_Source excerpt_.
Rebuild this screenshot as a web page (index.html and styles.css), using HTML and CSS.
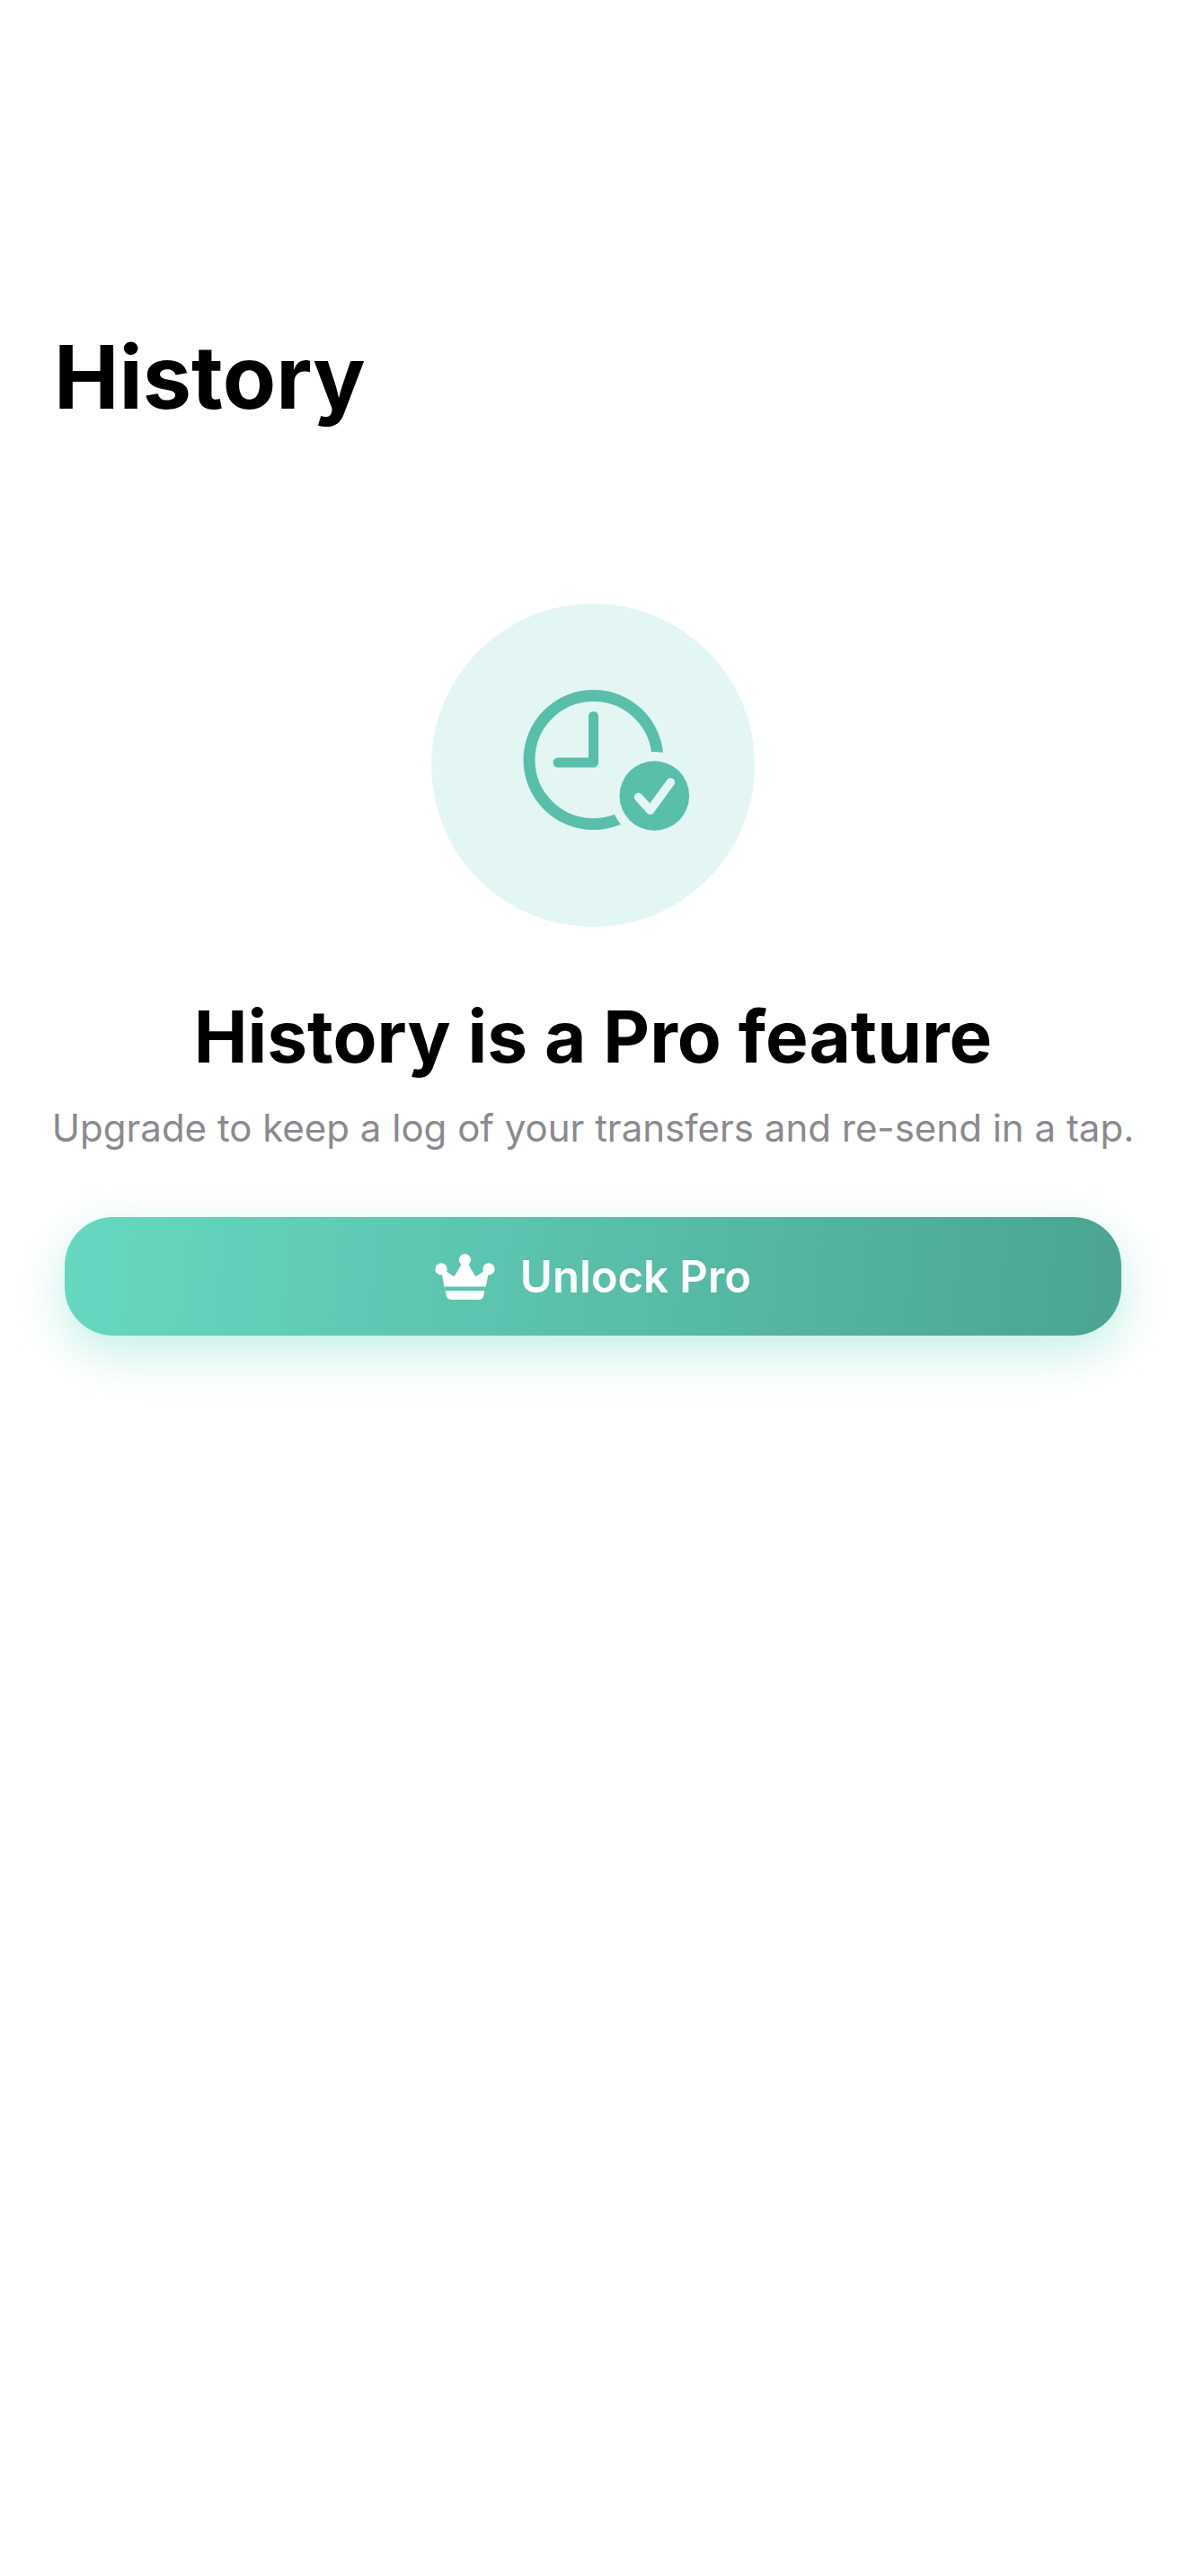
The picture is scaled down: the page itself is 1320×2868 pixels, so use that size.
FILE: index.html
```
<!DOCTYPE html>
<html lang="en">

<head>
  <meta charset="UTF-8">
  <meta name="viewport" content="width=device-width, initial-scale=1.0">
  <title>History</title>
  <link rel="stylesheet" href="styles.css">
</head>

<body>
  <header class="page-header">
    <h1>History</h1>
  </header>

  <main class="paywall">
    <div class="paywall-icon">
      <svg viewBox="0 0 360 360" fill="none" aria-hidden="true">
        <mask id="badgeGap">
          <rect width="360" height="360" fill="#fff" />
          <circle cx="248.3" cy="214" r="49" fill="#000" />
        </mask>
        <circle cx="180.5" cy="174" r="71.5" stroke="#59bfab" stroke-width="13" mask="url(#badgeGap)" />
        <path d="M180.5 125.5V177H141" stroke="#59bfab" stroke-width="11" stroke-linecap="round" stroke-linejoin="round" />
        <circle cx="248.3" cy="214" r="38.8" fill="#59bfab" />
        <path d="M230.7 215.6L243.7 230L266.3 199" stroke="#e4f6f4" stroke-width="9.6" stroke-linecap="round" stroke-linejoin="round" />
      </svg>
    </div>
    <h2>History is a Pro feature</h2>
    <p>Upgrade to keep a log of your transfers and re-send in a tap.</p>
    <button type="button" class="unlock-btn">
      <svg class="crown" viewBox="80 74 200 154" fill="#fff" aria-hidden="true">
        <circle cx="180" cy="94" r="20" />
        <circle cx="100" cy="125" r="20" />
        <circle cx="260" cy="125" r="20" />
        <path d="M169 108L146 147Q143 151 139 148L118 133L103 145L110 184H250L258 145L242 133L220 148Q216 151 213 147L191 108Z" />
        <path d="M114 198H246L242 215Q239 228 225 228H136Q121 228 118 215Z" />
      </svg>
      <span>Unlock Pro</span>
    </button>
  </main>
</body>

</html>
```
FILE: styles.css
```
* {
  box-sizing: border-box;
}

body {
  margin: 0;
  min-height: 100vh;
  background-color: #fff;
  color: #000;
  font-family: Inter, "Liberation Sans", sans-serif;
}

.page-header {
  padding: 360px 60px 0;
}

h1,
h2,
p {
  margin: 0;
}

h1 {
  font-size: 97px;
  line-height: 120px;
  font-weight: 700;
}

.paywall {
  display: flex;
  flex-direction: column;
  align-items: center;
  padding: 192px 48px 0;
  text-align: center;
}

.paywall-icon {
  width: 360px;
  height: 360px;
  border-radius: 50%;
  background-color: #e4f6f4;
}

.paywall-icon svg {
  display: block;
  width: 100%;
}

h2 {
  margin-top: 72px;
  font-size: 80px;
  line-height: 100px;
  font-weight: 700;
}

.paywall p {
  margin-top: 24px;
  color: #8a8a8e;
  font-size: 42px;
  line-height: 56px;
}

.unlock-btn {
  display: flex;
  align-items: center;
  justify-content: center;
  gap: 28px;
  align-self: stretch;
  height: 132px;
  margin: 71px 24px 0;
  padding: 0;
  border: none;
  border-radius: 54px;
  background: linear-gradient(96deg, #66d8c0, #59bfab 50%, #4aa491);
  box-shadow: 0 18px 54px rgba(102, 216, 192, 0.4);
  color: #fff;
  font-family: inherit;
  font-size: 49px;
  font-weight: 600;
  cursor: pointer;
}

.crown {
  width: 67px;
  height: 51px;
}
```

_Exercise directions_. Using the material above, return every line exactly as it appears, minus the pictures.

_Problem solution_.
Rebuild this screenshot as a web page (index.html and styles.css), using HTML and CSS.
The picture is scaled down: the page itself is 1320×2868 pixels, so use that size.
FILE: index.html
```
<!DOCTYPE html>
<html lang="en">

<head>
  <meta charset="UTF-8">
  <meta name="viewport" content="width=device-width, initial-scale=1.0">
  <title>History</title>
  <link rel="stylesheet" href="styles.css">
</head>

<body>
  <header class="page-header">
    <h1>History</h1>
  </header>

  <main class="paywall">
    <div class="paywall-icon">
      <svg viewBox="0 0 360 360" fill="none" aria-hidden="true">
        <mask id="badgeGap">
          <rect width="360" height="360" fill="#fff" />
          <circle cx="248.3" cy="214" r="49" fill="#000" />
        </mask>
        <circle cx="180.5" cy="174" r="71.5" stroke="#59bfab" stroke-width="13" mask="url(#badgeGap)" />
        <path d="M180.5 125.5V177H141" stroke="#59bfab" stroke-width="11" stroke-linecap="round" stroke-linejoin="round" />
        <circle cx="248.3" cy="214" r="38.8" fill="#59bfab" />
        <path d="M230.7 215.6L243.7 230L266.3 199" stroke="#e4f6f4" stroke-width="9.6" stroke-linecap="round" stroke-linejoin="round" />
      </svg>
    </div>
    <h2>History is a Pro feature</h2>
    <p>Upgrade to keep a log of your transfers and re-send in a tap.</p>
    <button type="button" class="unlock-btn">
      <svg class="crown" viewBox="80 74 200 154" fill="#fff" aria-hidden="true">
        <circle cx="180" cy="94" r="20" />
        <circle cx="100" cy="125" r="20" />
        <circle cx="260" cy="125" r="20" />
        <path d="M169 108L146 147Q143 151 139 148L118 133L103 145L110 184H250L258 145L242 133L220 148Q216 151 213 147L191 108Z" />
        <path d="M114 198H246L242 215Q239 228 225 228H136Q121 228 118 215Z" />
      </svg>
      <span>Unlock Pro</span>
    </button>
  </main>
</body>

</html>
```
FILE: styles.css
```
* {
  box-sizing: border-box;
}

body {
  margin: 0;
  min-height: 100vh;
  background-color: #fff;
  color: #000;
  font-family: Inter, "Liberation Sans", sans-serif;
}

.page-header {
  padding: 360px 60px 0;
}

h1,
h2,
p {
  margin: 0;
}

h1 {
  font-size: 97px;
  line-height: 120px;
  font-weight: 700;
}

.paywall {
  display: flex;
  flex-direction: column;
  align-items: center;
  padding: 192px 48px 0;
  text-align: center;
}

.paywall-icon {
  width: 360px;
  height: 360px;
  border-radius: 50%;
  background-color: #e4f6f4;
}

.paywall-icon svg {
  display: block;
  width: 100%;
}

h2 {
  margin-top: 72px;
  font-size: 80px;
  line-height: 100px;
  font-weight: 700;
}

.paywall p {
  margin-top: 24px;
  color: #8a8a8e;
  font-size: 42px;
  line-height: 56px;
}

.unlock-btn {
  display: flex;
  align-items: center;
  justify-content: center;
  gap: 28px;
  align-self: stretch;
  height: 132px;
  margin: 71px 24px 0;
  padding: 0;
  border: none;
  border-radius: 54px;
  background: linear-gradient(96deg, #66d8c0, #59bfab 50%, #4aa491);
  box-shadow: 0 18px 54px rgba(102, 216, 192, 0.4);
  color: #fff;
  font-family: inherit;
  font-size: 49px;
  font-weight: 600;
  cursor: pointer;
}

.crown {
  width: 67px;
  height: 51px;
}
```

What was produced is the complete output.